Big data is one of those inescapable things. Even if we don’t think we need to worry about it, it’s going to be forced on us by vendors selling directly to the business.
Yes, a new wave of “this is good; I read about it on my last flight” is about to hit.
That says to me that we should be preparing the way now: you might not rush to implement huge data collections and analysis tools today, but you should think through how you’ll handle them, at least.
Some open source methods will help on the technical side. What about the policy framework?
After all, there are a lot of data warehouses and business intelligence tool implementations that got a bad rap. “We built it, but they didn’t come.” Or, at the very least, it’s not used in the ways that were envisaged.
The challenges of big data are threefold:
How Much is Too Much? is a question that needs to be asked and answered before someone’s favourite project gets pushed on you.

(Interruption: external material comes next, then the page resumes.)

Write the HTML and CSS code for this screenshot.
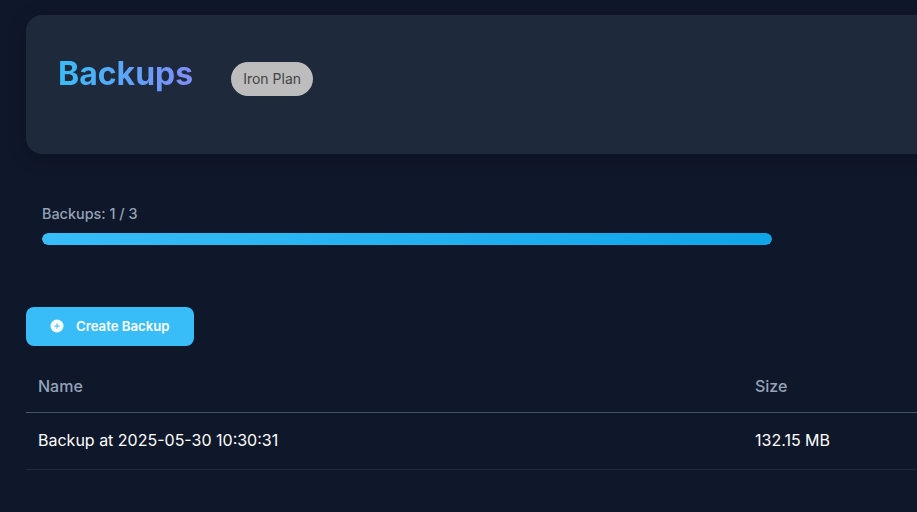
FILE: index.html
```html
<!DOCTYPE html>
<html lang="en">
<head>
    <meta charset="UTF-8">
    <meta name="viewport" content="width=device-width, initial-scale=1.0">
    <title>Backups</title>
    <link rel="stylesheet" href="styles.css">
</head>
<body>

    <main class="page">
        <header class="hero">
            <h1>Backups</h1>
            <span class="plan-badge">Iron Plan</span>
        </header>

        <section class="usage">
            <div class="usage-label">Backups: 1 / 3</div>
            <div class="usage-track">
                <div class="usage-fill"></div>
            </div>
        </section>

        <button class="create-btn">
            <svg class="create-icon" viewBox="0 0 14 14" width="14" height="14" aria-hidden="true">
                <circle cx="7" cy="7" r="6.5" fill="#fff"/>
                <path d="M7 4.2v5.6M4.2 7h5.6" stroke="#38bdf8" stroke-width="1" fill="none"/>
            </svg>
            Create Backup
        </button>

        <table class="backup-table">
            <thead>
                <tr>
                    <th class="col-name">Name</th>
                    <th>Size</th>
                </tr>
            </thead>
            <tbody>
                <tr>
                    <td>Backup at 2025-05-30 10:30:31</td>
                    <td>132.15 MB</td>
                </tr>
            </tbody>
        </table>
    </main>

</body>
</html>
```

FILE: styles.css
```css
html, body {
    height: 100%;
    overflow: hidden;
}
body {
    margin: 0;
    background-color: #0f172a;
    font-family: Inter, "Liberation Sans", sans-serif;
    color: #fff;
}
.page {
    width: 1100px;
    padding: 15px 0 0 26px;
}
.hero {
    display: flex;
    align-items: flex-start;
    height: 139px;
    box-sizing: border-box;
    padding: 39px 32px;
    background-color: #1e293b;
    border-radius: 16px;
    box-shadow: 0 4px 20px rgba(0, 0, 0, 0.2);
}
.hero h1 {
    margin: 0;
    font-size: 32px;
    line-height: 39px;
    font-weight: 700;
    background: linear-gradient(90deg, #38bdf8, #818cf8);
    -webkit-background-clip: text;
    background-clip: text;
    color: transparent;
}
.plan-badge {
    margin: 8px 0 0 38px;
    padding: 0 12px;
    height: 34px;
    line-height: 34px;
    font-size: 14px;
    color: #444;
    background-color: #bdbdbd;
    border-radius: 17px;
}
.usage {
    margin: 51px 0 0 16px;
    width: 730px;
}
.usage-label {
    font-size: 14.4px;
    line-height: 17px;
    font-weight: 500;
    color: #94a3b8;
    margin-bottom: 11px;
}
.usage-track {
    height: 12px;
    border-radius: 6px;
    background-color: #1e293b;
    overflow: hidden;
}
.usage-fill {
    height: 100%;
    border-radius: 6px;
    background: linear-gradient(90deg, #38bdf8, #0ea5e9);
}
.create-btn {
    display: flex;
    align-items: center;
    gap: 12px;
    margin-top: 62px;
    height: 39px;
    width: 168px;
    padding: 0 0 2px 24px;
    border: none;
    border-radius: 8px;
    background-color: #38bdf8;
    color: #fff;
    font-family: Inter, "Liberation Sans", sans-serif;
    font-size: 13.2px;
    font-weight: 600;
    cursor: pointer;
}
.create-icon {
    flex: none;
}
.backup-table {
    width: 100%;
    margin-top: 8px;
    border-collapse: collapse;
    font-size: 16px;
}
.backup-table th {
    height: 58px;
    box-sizing: border-box;
    padding: 6px 12px 0;
    text-align: left;
    font-weight: 500;
    color: #94a3b8;
    border-bottom: 1px solid #475569;
}
.backup-table .col-name {
    width: 717px;
}
.backup-table td {
    height: 57px;
    box-sizing: border-box;
    padding: 0 12px 2px;
    border-bottom: 1px solid #1e293b;
}
```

Just because more is available, it’s not always a help. We’re all used to situations where multiple metrics for a function are defined, and they end up telling us simultaneously that all is well and that there are serious problems. More for the sake of more is similar.

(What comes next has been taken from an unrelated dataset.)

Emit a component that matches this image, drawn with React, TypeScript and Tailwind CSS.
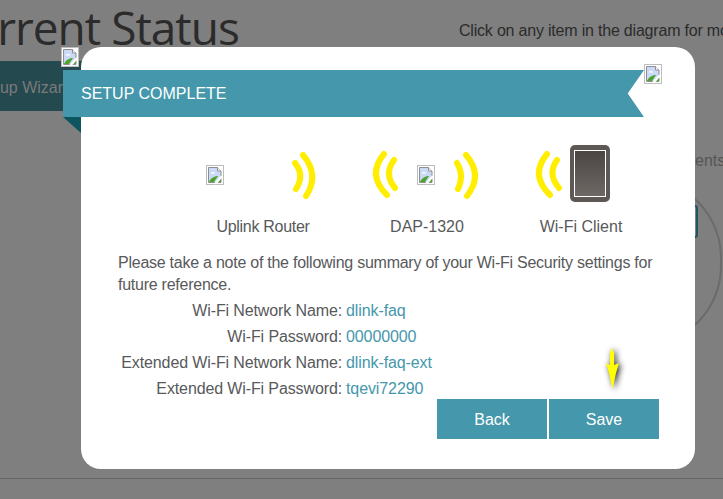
const rows = [
  { label: "Wi-Fi Network Name:", value: "dlink-faq" },
  { label: "Wi-Fi Password:", value: "00000000" },
  { label: "Extended Wi-Fi Network Name:", value: "dlink-faq-ext" },
  { label: "Extended Wi-Fi Password:", value: "tqevi72290" },
];

// chrome's broken image placeholder
function BrokenImage({ className }: { className: string }) {
  return (
    <svg className={className} width="18" height="20" viewBox="0 0 18 20">
      <rect x="0.5" y="0.5" width="17" height="19" fill="#fff" stroke="#bdbdbd" />
      <path d="M2.500 2.500h9l3.500 3.500v11.500h-12.500z" fill="#c9d9f6" stroke="#8f8f8f" />
      <path d="M11.500 2.500v3.500h3.500" fill="#fff" stroke="#8f8f8f" />
      <path d="M4.500 8.500c1-2 3.500-2 5 0z" fill="#fff" />
      <path d="M3 17c1.500-3.500 5-6 9-6l-4 6z" fill="#4ea32f" />
      <path d="M8 18.500l7-8 2 1.500-7 7.500z" fill="#fff" />
      <path d="M12.500 17l2.500-3v3z" fill="#4ea32f" />
    </svg>
  );
}

function Wave({ d }: { d: string }) {
  return <path d={d} fill="none" stroke="#ffee00" strokeWidth="6" strokeLinecap="round" />;
}

export default function App() {
  return (
    <div className="relative h-[499px] w-[723px] overflow-hidden bg-[#7f7f7f] font-['Liberation_Sans',Arial,sans-serif]">
      {/* page behind the dialog */}
      <div className="flex h-[61px] items-start justify-between">
        <h1 className="ml-[-58px] mt-[-5px] whitespace-nowrap font-['Open_Sans',sans-serif] text-[46px] leading-[64px] tracking-[-1px] text-[#2b2b2b]">
          Current Status
        </h1>
        <p className="mt-[22px] w-[264px] shrink-0 whitespace-nowrap text-base leading-[18px] tracking-[-0.2px] text-[#2b2b2b]">
          Click on any item in the diagram for more
        </p>
      </div>
      <div className="flex h-[50px] w-[90px] items-center justify-end bg-[#24494f] pr-[18px] pt-[4px]">
        <span className="whitespace-nowrap text-base text-[#7a7a7a]">Setup Wizard</span>
      </div>
      <span className="absolute left-[695px] top-[152px] text-base leading-[18px] text-[#555]">ents</span>
      <div className="absolute left-[560px] top-[177px] h-[170px] w-[162px] rounded-full border-2 border-[#6b6b6b]" />
      <div className="absolute left-[680px] top-[205px] h-[33px] w-[18px] rounded-[3px] border-2 border-[#1f565f]" />
      <div className="absolute inset-x-0 top-[478px] h-px bg-[#666]" />

      {/* dialog */}
      <div className="absolute left-[81px] top-[47px] h-[422px] w-[614px] rounded-[20px] bg-white">
        <BrokenImage className="absolute left-[-20px] top-0" />
        <BrokenImage className="absolute left-[563px] top-[17px]" />

        <div className="ml-[-18px] mt-[23px] flex h-[47px] w-[581px] items-center bg-[#4597ab] pl-[18px] text-base text-white [clip-path:polygon(0_0,100%_0,97.2%_50%,100%_100%,0_100%)]">
          SETUP COMPLETE
        </div>
        <div className="ml-[-18px] h-[16px] w-[18px] bg-[#0f555f] [clip-path:polygon(0_0,100%_0,100%_100%)]" />

        {/* diagram */}
        <div className="ml-[112px] mt-[12px] flex">
          <div className="relative w-[140px] text-center text-base text-[#58595b]">
            <svg width="140" height="60" viewBox="193 145 140 60">
              <Wave d="M295 163Q305 175 296 189" />
              <Wave d="M303 155Q320 175 306 196" />
            </svg>
            <BrokenImage className="absolute left-[13px] top-[20px]" />
            <div className="mt-[13px] leading-[18px] tracking-[-0.3px]">Uplink Router</div>
          </div>
          <div className="relative ml-[24px] w-[140px] text-center text-base text-[#58595b]">
            <svg width="140" height="60" viewBox="357 145 140 60">
              <Wave d="M394 160Q383.500 174 395 188" />
              <Wave d="M384 154Q366.500 175 387 195" />
              <Wave d="M457 163Q464.500 175 458 189" />
              <Wave d="M466 155Q483.500 175 467 196" />
            </svg>
            <BrokenImage className="absolute left-[60px] top-[20px]" />
            <div className="mt-[13px] leading-[18px]">DAP-1320</div>
          </div>
          <div className="ml-[14px] w-[140px] text-center text-base text-[#58595b]">
            <svg width="140" height="60" viewBox="511 145 140 60">
              <defs>
                <linearGradient id="screen" x1="0" y1="0" x2="0" y2="1">
                  <stop offset="0" stopColor="#4a4543" />
                  <stop offset="1" stopColor="#6e6865" />
                </linearGradient>
              </defs>
              <Wave d="M557 160Q547 174 559 188" />
              <Wave d="M547 154Q529.500 175 550 195" />
              <rect x="570" y="145" width="40" height="57" rx="5" fill="#5d5755" />
              <rect x="574.500" y="150.500" width="31" height="46" fill="url(#screen)" stroke="#fff" strokeWidth="1" />
            </svg>
            <div className="mt-[13px] leading-[18px]">Wi-Fi Client</div>
          </div>
        </div>

        {/* summary */}
        <p className="ml-[37px] mt-[16px] w-[550px] text-base leading-[22px] tracking-[-0.25px] text-[#58595b]">
          Please take a note of the following summary of your Wi-Fi Security settings for future reference.
        </p>
        <div className="mt-[2px]">
          {rows.map((row) => (
            <div key={row.label} className="flex h-[26px] items-center text-base">
              <span className="w-[261px] whitespace-nowrap text-right tracking-[-0.12px] text-[#58595b]">{row.label}</span>
              <span className="ml-[4px] tracking-[-0.1px] text-[#4597ab]">{row.value}</span>
            </div>
          ))}
        </div>

        <div className="ml-[356px] mt-[-3px] flex gap-[2px]">
          <button className="h-[40px] w-[110px] bg-[#4597ab] pt-px text-base text-white">Back</button>
          <button className="h-[40px] w-[110px] bg-[#4597ab] pt-px text-base text-white">Save</button>
        </div>

        {/* arrow pointing at Save */}
        <svg className="absolute left-[520px] top-[298px] drop-shadow-[2px_1px_3px_rgba(0,0,0,0.9)]" width="22" height="48" viewBox="0 0 22 48">
          <path d="M11 3L13 8L13 20L18 18L15 28L11.500 44L8 28L5 18L9 20L9 8z" fill="#ffff00" />
        </svg>
      </div>
    </div>
  );
}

This means setting some ground rules about analysis — because while infrastructure’s a lot cheaper than it used to be, it’s not free. It may also require that you have a competency centre ready to help people accomplish their goals, rather than stumble around on their own.

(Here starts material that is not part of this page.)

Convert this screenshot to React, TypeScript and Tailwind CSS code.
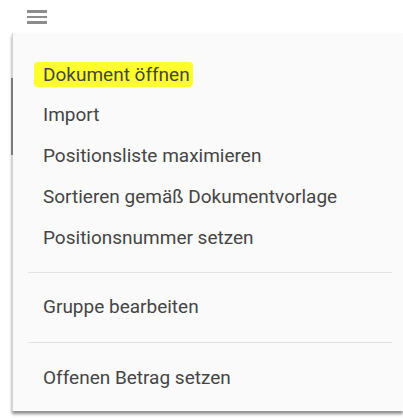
export default function App() {
  const top = ["Import", "Positionsliste maximieren", "Sortieren gemäß Dokumentvorlage", "Positionsnummer setzen"];

  return (
    <div className="relative w-[403px] h-[420px] bg-white overflow-hidden font-['Roboto',sans-serif] text-[#454545]">
      <div className="h-[33px] flex flex-col gap-[3px] pt-[10px] pl-[27px]">
        <div className="w-[20px] h-[2.5px] bg-[#8c8c8c]" />
        <div className="w-[20px] h-[2.5px] bg-[#8c8c8c]" />
        <div className="w-[20px] h-[2.5px] bg-[#8c8c8c]" />
      </div>

      <div className="absolute left-[11px] top-[78px] w-[2px] h-[77px] bg-[#7a7a7a] z-10" />

      <div className="ml-[12px] w-[391px] h-[378px] bg-[#fafafa] border-l border-[#d4d4d4] shadow-[0_3px_3px_rgba(0,0,0,0.45)] flex flex-col pt-[21px] text-[19px]">
        <div className="h-[41px] flex items-center pl-[30px]">
          <span className="bg-[#ffff2e] -ml-[9px] pl-[9px] pr-[3px] py-[2px] leading-[21px] rounded-sm">Dokument öffnen</span>
        </div>
        {top.map((t) => (
          <div key={t} className="h-[41px] flex items-center pl-[30px]">
            {t}
          </div>
        ))}
        <div className="h-px bg-[#e3e3e3] ml-[15px] mr-[11px] mt-[13px] mb-[14px]" />
        <div className="h-[41px] flex items-center pl-[30px]">Gruppe bearbeiten</div>
        <div className="h-px bg-[#e3e3e3] ml-[15px] mr-[11px] mt-[14px] mb-[15px]" />
        <div className="h-[41px] flex items-center pl-[30px]">Offenen Betrag setzen</div>
      </div>
    </div>
  );
}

How Prepared are we to Trust This? is another question of principle that has to be decided before investing a lot of time and money into big data solutions. Some organizations simply don’t trust any external data: if they didn’t create it themselves, it’s automatically suspect. (Some departments don’t trust other departments in the same way: you should know in advance if that’s a problem.)
Likewise, handling masses of data often requires new presentation methods. If you’re one of those enterprises where spreadsheets rule, a three dimensional visualization of billions of data points where you look for signals and clusters simply won’t be believed if presented — yet, often, that’s how to present results effectively. (If you’d like to test some reactions, see some of the outputs from SenseMaker, the toolset used by Cognitive Edge practitioners to handle masses of textual data.)
What Counts as Success? is the third key question. There’s always a temptation to do another analysis — and to require that every analysis traverse all the available data. Neither is necessary: there’s a point where you should have enough confidence in the results to stop the process. How do you figure that out? Who says “that’s it: deal with it”? What risks, in other words, is the enterprise willing to bear?
These are business governance decisions that impinge heavily on IT governance, and the process of building and running an IT Governance Board is very well suited to answering these questions and setting business policy for the use of big data before you’re in the throes of working with it.